A1-2 Skypeのような形(顔だけ出す)で中継する
〈概要〉実際の授業を中継するのではなく、パソコンの前で話す姿を中継する

【メリット】
・録画と比べれば、教員が実際に話すという点で、実際の授業に近い。
・(教員の顔を見れると)学生が安心する?
・(学生からのコメントや意見を反映することで)ある程度、学生の反応を見ながら、講義することが可能になる。

【デメリット】
・A1-1と比べると、黒板を使用しての説明ができないなどの点で、実際の授業とは異なるため、不十分な授業となる
・学生のインターネット環境によっては、(部分的に)視聴できないなどが想定される
・その時に接続できない、聞くことができない学生のフォローが困難に。
・板書・パフォーマンスでの情報伝達が生かされない
⇒デメリットを補完するような工夫が必要となる

A1-3 Zoomなどでスライドを映して中継する
〈概要〉実際の授業を中継するのではなく、Zoomなどでパワーポイントのスライドを映して、それを講義する

【メリット】
・録画と比べれば、教員が実際に話すという点で、実際の授業に近い。
・(学生からのコメントや意見を反映することで)ある程度、学生の反応を見ながら、講義することが可能になる。

【デメリット】
・A1-1と比べると、黒板を使用しての説明ができないなどの点で、実際の授業とは異なるため、不十分な授業となる
・学生のインターネット環境によっては、(部分的に)視聴できないなどが想定される
・その時に接続できない、聞くことができない学生のフォローが困難に。
・板書・パフォーマンスでの情報伝達がされない
⇒デメリットを補完するような工夫が必要となる

A1-4 声だけを中継する
〈概要〉実際の授業を中継するのではなく、パソコンの前で話す。

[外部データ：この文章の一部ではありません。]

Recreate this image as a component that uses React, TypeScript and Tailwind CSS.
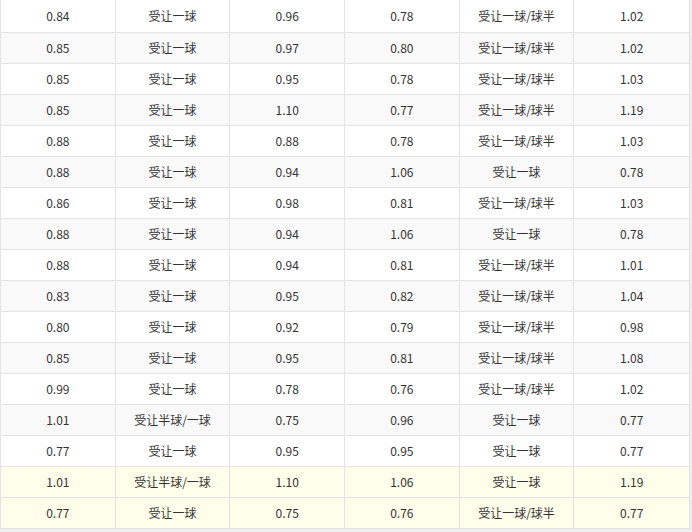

SkypeやZoomの音声会話のみを使用する。

【メリット】
・録画と比べれば、教員が実際に話すという点で、実際の授業に近い。
・(学生からのコメントや意見を反映することで)ある程度、学生の反応を見ながら、講義することが可能になる。
・A1-1, A1-2より軽い(通信容量の負担の少ない)形での授業が可能になる。

【デメリット】
・視覚情報がないため、実際の授業と比較して、不十分な授業となる。
・学生のインターネット環境によっては、(部分的に)視聴できないなどが想定される(ただし、A1-1, A1-2, A1-4よりかは通信容量が低いので、まだましなはず)
・その時に接続できない、聞くことができない学生のフォローが困難に
・板書、パフォーマンスでの情報伝達が生かされない
⇒デメリットを補完するような工夫が必要となる

 総じて、A1-1のような実際の授業に近く情報量が多い授業のほうが、学修としてはより良いといえるが、大学側の設備、学生側の設備のコスト・ハードルが高くなるといえます。A1-2、A1-3、A1-4にいくにつれて、そのコスト・ハードルは下がりますが、その分同じ授業内容であっても、学生への伝わり方は悪くなりますので、それをフォローする工夫が必要となるでしょう。
 以上のデメリットを補完する工夫をいくつか挙げておきます。

【学生に伝えるための工夫】
 事前にスライドやプリントを配布し(必要があれば学生に印刷してもらっておき)、それを見ながら講義を聞いてもらうという形が考えられます。たとえば、スライドを配布し、そのページを示しながら、その内容について講義するという形です。
 問題なのは、すべての学生がパソコンを有していない場合、スマートフォンでスライドを見ながら、講義を聞く、(場合によってはプリントも見る)というような三つのソフトを同時に使用することができるのかということや、また、スマートフォンの画面でそれぞれを適宜参照することは学生にとって過度の負担となるため、講義内容の理解の妨げになることが危惧されることです。ただし、この問題はスライドあるいはプリントを事前に印刷しておくことを指示しておくことで解決可能かもしれません。

【見逃した学生をフォローする工夫】
 ライブ映像を録画しておき、一定期間それを視聴できるようにする。